Conocía la dimensión novelística
de la Rosa Montero y su faceta de periodista afamada (aún conservo algún texto
suyo en mi Textario, una especie de antología donde archivo las páginas que más
aprecio de todo lo que leo), pero he decir que este libro de memorias es una
muestra de bien hacer, un documento misceláneo al que todo escritor que se precie
debe enfrentarse alguna vez en su vida. Es decir, un ejercicio de teoría sobre
la escritura similar a esa poética común en los poetas. Y Rosa Montero sale
engrandecida de su empeño.
Es encomiable la fluidez
narrativa y la agilidad con la que se hilvana un discurso en el que se
entreveran dos realidades: las constantes referencias librescas y las alusiones
autobiográficas. Por eso, el lector atento debiera leer este libro con un lápiz
en la mano para ir anotando los libros, cuentos y enjundiosos textos dispersos
en el campo feraz de sus páginas.
Las tres referencias amorosas y
eróticas que protagoniza la autora son reiterativas, pues se insiste en los
mismos pormenores, tienen su origen en cenas y llamadas idénticas, se ubican en
una geografía urbana común, y hasta las posteriores reflexiones son similares.
Hay algo en estas referencias íntimas que desafinan en un ensayo autobiográfico
sobre el valor de la literatura como actividad que da sentido a una vida.

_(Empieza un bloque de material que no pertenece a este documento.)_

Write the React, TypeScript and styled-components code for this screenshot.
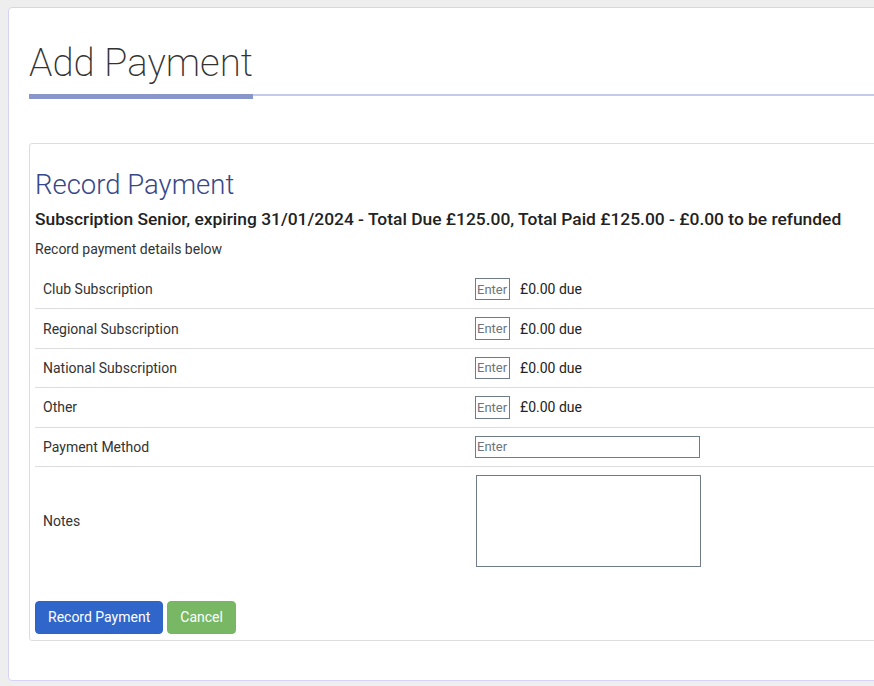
import React from "react";
import styled, { createGlobalStyle } from "styled-components";

const GlobalStyle = createGlobalStyle`
  html, body {
    margin: 0;
    padding: 0;
    background: #eeeeee;
    overflow: hidden;
  }
  body {
    padding: 7px 0 0 8px;
    font-family: Roboto, "Liberation Sans", sans-serif;
    color: #333;
  }
`;

const Panel = styled.div`
  width: 916px;
  background: #fff;
  border: 1px solid #d6d4f6;
  border-radius: 4px;
  padding: 31px 20px 39px 20px;
`;

const TitleRow = styled.div`
  display: flex;
  align-items: flex-start;
`;

const PageTitle = styled.h1`
  margin: 0;
  padding: 1px 0 9px 0;
  font-size: 38.5px;
  line-height: 45px;
  font-weight: 200;
  color: #333;
  border-bottom: 5px solid #8896cb;
`;

const TitleRule = styled.div`
  flex: 1;
  align-self: stretch;
  margin-bottom: 3px;
  border-bottom: 2px solid #c4caea;
`;

const Card = styled.div`
  margin-top: 44px;
  border: 1px solid #ddd;
  border-radius: 3px;
  padding: 5px 5px 6px 5px;
`;

const CardHeading = styled.h2`
  margin: 19px 0 0 0;
  font-size: 27.5px;
  line-height: 33px;
  font-weight: 300;
  color: #38478a;
`;

const Summary = styled.h3`
  margin: 6px 0 0 0;
  font-size: 17.4px;
  line-height: 24px;
  font-weight: 500;
  color: #222;
`;

const Intro = styled.p`
  margin: 8px 0 0 0;
  font-size: 14px;
  line-height: 20px;
  color: #333;
`;

const Table = styled.table`
  width: 864px;
  margin: 11px 0 26px 0;
  border-collapse: collapse;
  table-layout: fixed;
`;

const Row = styled.tr`
  & + & > td {
    border-top: 1px solid #ddd;
  }
`;

const Label = styled.td`
  width: 416px;
  padding: 8px;
  font-size: 14px;
  line-height: 20px;
  color: #333;
  vertical-align: middle;
`;

const Field = styled.td`
  padding: 8px;
  font-size: 14px;
  line-height: 20px;
  color: #222;
  vertical-align: middle;
`;

const FieldLine = styled.div`
  display: flex;
  align-items: center;
  gap: 10px;
`;

const Input = styled.input<{ $wide?: boolean }>`
  box-sizing: border-box;
  width: ${(p) => (p.$wide ? "225px" : "35px")};
  height: 22.4px;
  margin: 0;
  padding: 0 1px;
  border: 1px solid #6f7b88;
  border-radius: 0;
  font-family: Roboto, "Liberation Sans", sans-serif;
  font-size: 13px;
  color: #333;
  outline: none;
  &::placeholder {
    color: #6c757d;
  }
`;

const Notes = styled.textarea`
  display: block;
  box-sizing: border-box;
  width: 225px;
  height: 92px;
  margin: 0 0 0 1px;
  border: 1px solid #6f7b88;
  border-radius: 0;
  resize: none;
  font-family: Roboto, "Liberation Sans", sans-serif;
  font-size: 13px;
`;

const Due = styled.span`
  font-size: 14px;
  color: #222;
`;

const Actions = styled.div`
  display: flex;
  gap: 4px;
`;

const Button = styled.button<{ $variant: "primary" | "success" }>`
  height: 33px;
  padding: 0 12px;
  border: 1px solid
    ${(p) => (p.$variant === "primary" ? "#2e63c7" : "#74b662")};
  border-radius: 4px;
  background: ${(p) => (p.$variant === "primary" ? "#3066ca" : "#78b865")};
  color: #fff;
  font-family: Roboto, "Liberation Sans", sans-serif;
  font-size: 14px;
  cursor: pointer;
`;

const charges = [
  "Club Subscription",
  "Regional Subscription",
  "National Subscription",
  "Other",
];

const App = () => {
  return (
    <>
      <GlobalStyle />
      <Panel>
        <TitleRow>
          <PageTitle>Add Payment</PageTitle>
          <TitleRule />
        </TitleRow>
        <Card>
          <CardHeading>Record Payment</CardHeading>
          <Summary>
            Subscription Senior, expiring 31/01/2024 - Total Due £125.00, Total
            Paid £125.00 - £0.00 to be refunded
          </Summary>
          <Intro>Record payment details below</Intro>
          <Table>
            <tbody>
              {charges.map((c) => (
                <Row key={c}>
                  <Label>{c}</Label>
                  <Field>
                    <FieldLine>
                      <Input placeholder="Enter" />
                      <Due>£0.00 due</Due>
                    </FieldLine>
                  </Field>
                </Row>
              ))}
              <Row>
                <Label>Payment Method</Label>
                <Field>
                  <Input $wide placeholder="Enter" />
                </Field>
              </Row>
              <Row>
                <Label>Notes</Label>
                <Field>
                  <Notes />
                </Field>
              </Row>
            </tbody>
          </Table>
          <Actions>
            <Button $variant="primary">Record Payment</Button>
            <Button $variant="success">Cancel</Button>
          </Actions>
        </Card>
      </Panel>
    </>
  );
};

export default App;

Conviene, a tenor del tipo de
ensayo que reseñamos, ceder la voz a Rosa Montero. Se refiere al hecho de que
el escritor es un ser humano en permanente proceso de escritura: “El escritor
está siempre escribiendo. En eso consiste en realidad la gracia de ser
novelista: en el torrente de palabras que bulle constantemente en el cerebro.
He redactado muchos párrafos, innumerables páginas, incontables artículos,
mientras saco a pasear a mis perros, por ejemplo: dentro de mi cabeza voy
moviendo las comas, cambiando un verbo por otro, afinando un adjetivo. En
ocasiones redacto mentalmente la frase perfecta, y a lo peor, si no la apunto a
tiempo, luego se me escapa da la memoria (p. 17)”. También se pronuncia sobre
la magia que en ocasiones acontece en el acto de escribir: “A veces sucede que
estás escribiendo muy por encima de tu capacidad, estás escribiendo mejor de lo
que sabes escribir. Y no quieres moverte del asiento, no quieres respirar ni
parpadear ni mucho menos pensar para que no se rompa ese milagro (p. 49)”.

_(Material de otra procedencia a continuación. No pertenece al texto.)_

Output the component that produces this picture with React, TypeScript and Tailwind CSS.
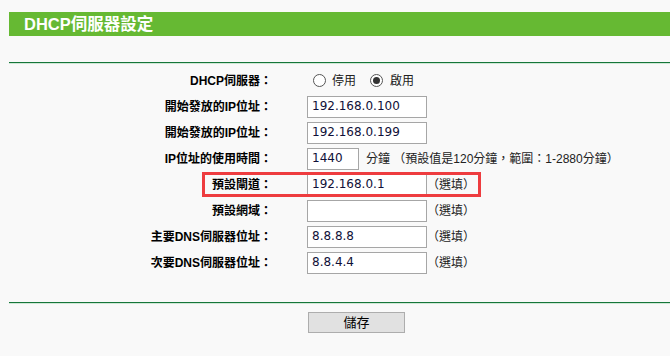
const labelFont = '[font-family:"Liberation_Sans","Noto_Sans_CJK_TC",sans-serif]';

function Radio({ checked }: { checked?: boolean }) {
  return (
    <span className="flex h-[13px] w-[13px] items-center justify-center rounded-full border border-[#555] bg-white">
      {checked && <span className="h-[7px] w-[7px] rounded-full bg-[#333]" />}
    </span>
  );
}

function Field({ label, value, width = 'w-[120px]', after, afterGap = 'ml-[7px]', children }: {
  label: string;
  value?: string;
  width?: string;
  after?: string;
  afterGap?: string;
  children?: React.ReactNode;
}) {
  return (
    <div className="relative flex h-[26px] items-center">
      {children}
      <div className="w-[272px] text-right text-[12px] font-bold text-black">{label}</div>
      <div
        className={`ml-[35px] flex h-[22px] ${width} items-end border border-[#a6a6a6] bg-white pb-[2px] pl-[4px] text-[12px] text-[#101038] [font-family:"DejaVu_Sans",sans-serif]`}
      >
        {value}
      </div>
      {after && <div className={`${afterGap} text-[12px] text-[#222]`}>{after}</div>}
    </div>
  );
}

export default function App() {
  return (
    <div className={`min-h-screen bg-[#f9f9f9] pt-3 ${labelFont}`}>
      <div className="ml-[9px] flex h-6 items-center bg-[#66b933] pl-[15px] text-[16.5px] font-bold text-white">
        DHCP伺服器設定
      </div>
      <div className="ml-[9px] mt-[26px] border-t border-b border-t-[#16763a] border-b-[#cfe8d6]" />

      <div className="mt-[3px] flex h-[27px] items-center">
        <div className="w-[272px] text-right text-[12px] font-bold text-black">DHCP伺服器：</div>
        <div className="ml-[41px] flex items-center text-[12px] text-[#222]">
          <Radio />
          <span className="ml-[6px]">停用</span>
          <span className="ml-[14px]"><Radio checked /></span>
          <span className="ml-[7px]">啟用</span>
        </div>
      </div>

      <Field label="開始發放的IP位址：" value="192.168.0.100" />
      <Field label="開始發放的IP位址：" value="192.168.0.199" />
      <Field label="IP位址的使用時間：" value="1440" width="w-[52px]" after="分鐘 （預設值是120分鐘，範圍：1-2880分鐘）" />
      <Field label="預設閘道：" value="192.168.0.1" after="（選填）" afterGap="ml-[0px]">
        <div className="pointer-events-none absolute left-[202px] top-0 h-[25px] w-[279px] border-[3px] border-[#ee3c3f]" />
      </Field>
      <Field label="預設網域：" value="" after="（選填）" afterGap="ml-[0px]" />
      <Field label="主要DNS伺服器位址：" value="8.8.8.8" after="（選填）" afterGap="ml-[0px]" />
      <Field label="次要DNS伺服器位址：" value="8.8.4.4" after="（選填）" afterGap="ml-[0px]" />

      <div className="ml-[9px] mt-[26px] border-t border-b border-t-[#16763a] border-b-[#cfe8d6]" />

      <div className="mt-[8px] flex">
        <button className="ml-[308px] h-[21px] w-[97px] border border-[#adadad] bg-[#e1e1e1] text-[13px] text-black">
          儲存
        </button>
      </div>
    </div>
  );
}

Alude en este libro memorialístico donde todo cabe a la tendencia de los
escritores a embellecer su pasado, especialmente la infancia, esa arcadia feliz
tantas veces reinventada: “De manera que nos inventamos nuestros recuerdos, que
es igual que decir que nos inventamos a nosotros mismos, porque nuestra
identidad reside en la memoria, en el relato de nuestra biografía” (p. 10-11)”.

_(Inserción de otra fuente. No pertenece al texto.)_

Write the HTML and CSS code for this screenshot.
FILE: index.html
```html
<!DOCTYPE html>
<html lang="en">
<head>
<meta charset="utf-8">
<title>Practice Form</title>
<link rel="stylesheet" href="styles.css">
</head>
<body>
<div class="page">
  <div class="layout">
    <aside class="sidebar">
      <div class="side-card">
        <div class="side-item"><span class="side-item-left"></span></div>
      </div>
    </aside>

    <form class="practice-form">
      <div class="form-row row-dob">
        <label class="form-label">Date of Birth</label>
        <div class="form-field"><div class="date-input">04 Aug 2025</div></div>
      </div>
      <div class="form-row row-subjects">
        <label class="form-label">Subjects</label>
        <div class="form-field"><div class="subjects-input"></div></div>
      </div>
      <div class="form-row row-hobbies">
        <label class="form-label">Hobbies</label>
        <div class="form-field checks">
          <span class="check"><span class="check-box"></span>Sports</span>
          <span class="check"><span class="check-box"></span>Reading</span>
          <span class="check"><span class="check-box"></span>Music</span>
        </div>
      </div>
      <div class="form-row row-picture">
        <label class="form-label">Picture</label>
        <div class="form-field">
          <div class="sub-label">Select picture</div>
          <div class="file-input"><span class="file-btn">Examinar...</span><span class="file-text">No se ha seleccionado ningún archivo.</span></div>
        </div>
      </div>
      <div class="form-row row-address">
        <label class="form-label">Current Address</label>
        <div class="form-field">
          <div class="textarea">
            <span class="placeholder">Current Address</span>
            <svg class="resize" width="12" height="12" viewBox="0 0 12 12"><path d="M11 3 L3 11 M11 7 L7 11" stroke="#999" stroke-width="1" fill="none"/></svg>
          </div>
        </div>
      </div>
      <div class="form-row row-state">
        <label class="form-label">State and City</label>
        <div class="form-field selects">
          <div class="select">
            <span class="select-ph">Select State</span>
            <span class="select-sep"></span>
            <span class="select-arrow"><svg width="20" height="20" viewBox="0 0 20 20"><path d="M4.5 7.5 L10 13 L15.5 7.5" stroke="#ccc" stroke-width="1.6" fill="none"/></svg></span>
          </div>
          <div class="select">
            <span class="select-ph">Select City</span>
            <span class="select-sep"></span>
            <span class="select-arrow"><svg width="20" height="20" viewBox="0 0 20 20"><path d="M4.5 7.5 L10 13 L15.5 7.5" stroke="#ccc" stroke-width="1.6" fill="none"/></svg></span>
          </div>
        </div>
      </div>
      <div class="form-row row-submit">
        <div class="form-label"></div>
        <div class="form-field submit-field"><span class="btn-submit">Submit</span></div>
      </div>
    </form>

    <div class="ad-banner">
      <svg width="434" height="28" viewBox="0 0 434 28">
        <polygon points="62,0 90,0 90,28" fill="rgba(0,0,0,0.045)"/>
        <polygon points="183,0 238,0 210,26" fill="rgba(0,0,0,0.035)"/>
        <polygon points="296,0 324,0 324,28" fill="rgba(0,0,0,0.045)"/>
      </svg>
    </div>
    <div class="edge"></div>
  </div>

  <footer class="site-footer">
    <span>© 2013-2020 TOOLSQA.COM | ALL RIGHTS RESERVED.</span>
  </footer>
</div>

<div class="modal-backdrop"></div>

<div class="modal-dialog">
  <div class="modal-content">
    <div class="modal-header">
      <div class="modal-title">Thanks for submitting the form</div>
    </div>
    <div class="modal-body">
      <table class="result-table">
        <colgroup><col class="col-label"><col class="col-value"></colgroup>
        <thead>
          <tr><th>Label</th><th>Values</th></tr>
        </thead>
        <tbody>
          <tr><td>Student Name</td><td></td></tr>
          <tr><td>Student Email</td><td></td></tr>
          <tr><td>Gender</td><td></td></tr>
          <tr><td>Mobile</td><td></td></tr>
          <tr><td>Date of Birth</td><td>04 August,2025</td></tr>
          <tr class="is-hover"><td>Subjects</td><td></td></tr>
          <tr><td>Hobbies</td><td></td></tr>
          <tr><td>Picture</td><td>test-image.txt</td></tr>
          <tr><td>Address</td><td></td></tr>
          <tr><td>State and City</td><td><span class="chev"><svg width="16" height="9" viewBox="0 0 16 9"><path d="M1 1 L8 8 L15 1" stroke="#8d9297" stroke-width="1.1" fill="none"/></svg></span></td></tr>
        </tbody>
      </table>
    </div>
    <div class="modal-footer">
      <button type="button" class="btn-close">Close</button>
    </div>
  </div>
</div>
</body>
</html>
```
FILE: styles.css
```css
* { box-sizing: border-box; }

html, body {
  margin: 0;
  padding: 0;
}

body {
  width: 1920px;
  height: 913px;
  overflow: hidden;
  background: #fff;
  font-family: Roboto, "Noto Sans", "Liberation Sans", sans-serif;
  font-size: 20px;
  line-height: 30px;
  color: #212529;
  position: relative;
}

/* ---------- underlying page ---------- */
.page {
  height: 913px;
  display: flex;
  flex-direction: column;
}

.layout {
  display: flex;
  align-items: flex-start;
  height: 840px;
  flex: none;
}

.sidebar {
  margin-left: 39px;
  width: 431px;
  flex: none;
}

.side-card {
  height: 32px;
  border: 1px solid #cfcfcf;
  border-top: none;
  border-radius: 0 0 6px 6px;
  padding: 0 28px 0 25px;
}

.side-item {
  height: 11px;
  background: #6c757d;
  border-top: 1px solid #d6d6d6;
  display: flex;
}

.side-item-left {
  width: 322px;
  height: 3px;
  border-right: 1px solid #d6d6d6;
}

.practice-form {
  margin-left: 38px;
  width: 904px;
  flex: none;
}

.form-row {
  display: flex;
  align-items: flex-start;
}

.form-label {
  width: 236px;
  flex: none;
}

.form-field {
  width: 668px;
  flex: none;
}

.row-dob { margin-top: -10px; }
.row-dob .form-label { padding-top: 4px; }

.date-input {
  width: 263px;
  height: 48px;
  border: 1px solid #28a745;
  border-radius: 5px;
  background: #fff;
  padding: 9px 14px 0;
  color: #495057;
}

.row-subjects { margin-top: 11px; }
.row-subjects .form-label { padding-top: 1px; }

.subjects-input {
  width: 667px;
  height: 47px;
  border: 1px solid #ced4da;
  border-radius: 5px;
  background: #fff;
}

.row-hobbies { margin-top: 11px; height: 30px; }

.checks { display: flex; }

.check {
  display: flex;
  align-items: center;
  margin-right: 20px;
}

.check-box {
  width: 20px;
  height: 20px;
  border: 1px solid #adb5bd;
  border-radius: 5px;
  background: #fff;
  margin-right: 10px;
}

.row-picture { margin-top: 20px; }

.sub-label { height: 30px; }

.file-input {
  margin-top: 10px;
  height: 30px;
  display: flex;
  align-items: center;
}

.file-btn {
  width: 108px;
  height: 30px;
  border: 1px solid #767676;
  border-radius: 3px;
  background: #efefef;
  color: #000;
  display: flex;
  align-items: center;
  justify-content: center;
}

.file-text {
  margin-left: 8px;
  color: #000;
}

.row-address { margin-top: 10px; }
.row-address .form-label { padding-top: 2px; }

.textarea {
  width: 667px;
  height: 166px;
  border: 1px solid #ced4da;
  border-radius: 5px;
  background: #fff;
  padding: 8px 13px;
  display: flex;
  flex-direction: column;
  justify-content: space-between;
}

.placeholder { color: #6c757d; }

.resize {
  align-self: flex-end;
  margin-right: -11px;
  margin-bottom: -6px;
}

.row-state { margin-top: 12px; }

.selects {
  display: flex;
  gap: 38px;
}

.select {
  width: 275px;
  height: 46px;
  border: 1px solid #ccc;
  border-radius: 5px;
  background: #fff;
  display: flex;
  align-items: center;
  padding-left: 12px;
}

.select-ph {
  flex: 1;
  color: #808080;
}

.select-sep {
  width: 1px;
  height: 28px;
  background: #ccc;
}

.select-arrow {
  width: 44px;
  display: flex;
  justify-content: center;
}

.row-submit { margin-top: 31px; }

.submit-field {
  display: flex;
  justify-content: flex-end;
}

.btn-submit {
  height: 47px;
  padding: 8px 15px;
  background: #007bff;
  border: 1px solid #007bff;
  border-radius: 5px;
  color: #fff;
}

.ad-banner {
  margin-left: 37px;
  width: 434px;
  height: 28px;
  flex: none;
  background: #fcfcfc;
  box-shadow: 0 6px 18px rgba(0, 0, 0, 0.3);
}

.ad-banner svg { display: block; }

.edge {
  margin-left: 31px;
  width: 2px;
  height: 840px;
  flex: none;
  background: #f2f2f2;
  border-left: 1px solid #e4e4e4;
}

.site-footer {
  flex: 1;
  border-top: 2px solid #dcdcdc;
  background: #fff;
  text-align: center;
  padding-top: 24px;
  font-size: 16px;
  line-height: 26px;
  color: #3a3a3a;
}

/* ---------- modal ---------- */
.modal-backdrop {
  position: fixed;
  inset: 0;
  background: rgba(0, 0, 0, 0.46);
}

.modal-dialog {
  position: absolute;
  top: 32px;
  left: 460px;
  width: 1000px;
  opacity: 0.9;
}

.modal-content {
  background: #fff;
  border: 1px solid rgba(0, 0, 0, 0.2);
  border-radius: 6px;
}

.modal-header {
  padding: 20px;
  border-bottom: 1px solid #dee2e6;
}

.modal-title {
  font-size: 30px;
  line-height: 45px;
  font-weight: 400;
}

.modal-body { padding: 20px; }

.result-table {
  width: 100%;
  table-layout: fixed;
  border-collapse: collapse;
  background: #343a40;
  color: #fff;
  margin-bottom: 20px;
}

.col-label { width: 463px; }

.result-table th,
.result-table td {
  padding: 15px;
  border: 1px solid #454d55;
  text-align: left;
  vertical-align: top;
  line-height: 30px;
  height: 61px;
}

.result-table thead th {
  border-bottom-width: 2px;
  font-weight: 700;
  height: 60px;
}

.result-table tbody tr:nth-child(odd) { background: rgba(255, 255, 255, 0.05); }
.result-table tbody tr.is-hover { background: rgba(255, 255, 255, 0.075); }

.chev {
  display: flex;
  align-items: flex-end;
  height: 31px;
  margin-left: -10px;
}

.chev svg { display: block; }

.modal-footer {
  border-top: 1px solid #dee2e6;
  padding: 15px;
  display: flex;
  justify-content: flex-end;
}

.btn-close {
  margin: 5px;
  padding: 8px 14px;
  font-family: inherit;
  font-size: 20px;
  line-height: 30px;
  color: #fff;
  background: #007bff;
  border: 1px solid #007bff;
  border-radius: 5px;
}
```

Y al final retoma esta misma idea: “Toda autobiografía es ficcional y toda
ficción autobiográfica, como decía Barthes (p. 273)”. Aunque es manida la
referencia, Rosa Montero insiste en la conocida opinión de Vargas Llosa sobre
que el origen de la dedicación a la literatura está en la insatisfacción del
escritor con el mundo, porque llega un momento en que descubre “su discrepancia
con el mundo (p. 71)”. Y para dotar de sentido a la existencia nada mejor, dice
Rosa Montero, que abandonarse al género narrativo: “La novela es el único
territorio literario en el que reina la misma imprecisión y desmesura que en la
existencia humana (p. 158)”. Llaman mi atención la defensa que hace la autora
de la legítima ambición del novelista: “Habría que alcanzar ese desapego
oriental, esa sabiduría taoísta, la imperturbabilidad estoica de quien nada
desea. Pero el problema es que, para ser un buen escritor, hay que desear
serlo, y desearlo, además, de una manera febril. Sin la ambición disparatada y
soberbia de crear una gran obra, jamás se podrá escribir ni tan siquiera una
novela mediana (p. 125)”. No deja de sorprender el juicio radical sobre la
actitud indigna de Goethe: “El gran Wolfgang era un pobre pelota, un infeliz
que ya desde el primer momento empezó a dejarse las pielecillas de su
indignidad en su ardua subida por la escala social (p. 63)”. No es menos crítica
con la actitud pedigüeña que practica el sobrevalorado escritor Robert Walser
para que le publiquen sus obras (p. 84-85). Son muchas las alusiones que
realiza Rosa Montero para ir explicando el sentido que tiene ser escritora en
la actualidad. Asimismo, son muy interesantes las constantes referencias que
hace a la obra de Ítalo Calvino, Margarite Yourcenar, Carson MacCullers, entre
otros. No podríamos pasar por alto la defensa de la lectura, quehacer al que
ningún escritor podrá renunciar: “Dejar de escribir puede ser una locura, el
caos, el sufrimiento; pero dejar de leer es la muerte instantánea. Un mundo sin
libros es un mundo sin atmósfera, como Marte. Un lugar imposible, inhabitable.
De manera que mucho antes que la escritura está la lectura, y los novelistas no
somos sino lectores desparramados y desbordados por nuestra ansiosa hambruna de
palabras (p. 200)”.
En fin, un libro misceláneo con
reflexiones sobre las costuras ocultas que sostienen el acto de escribir.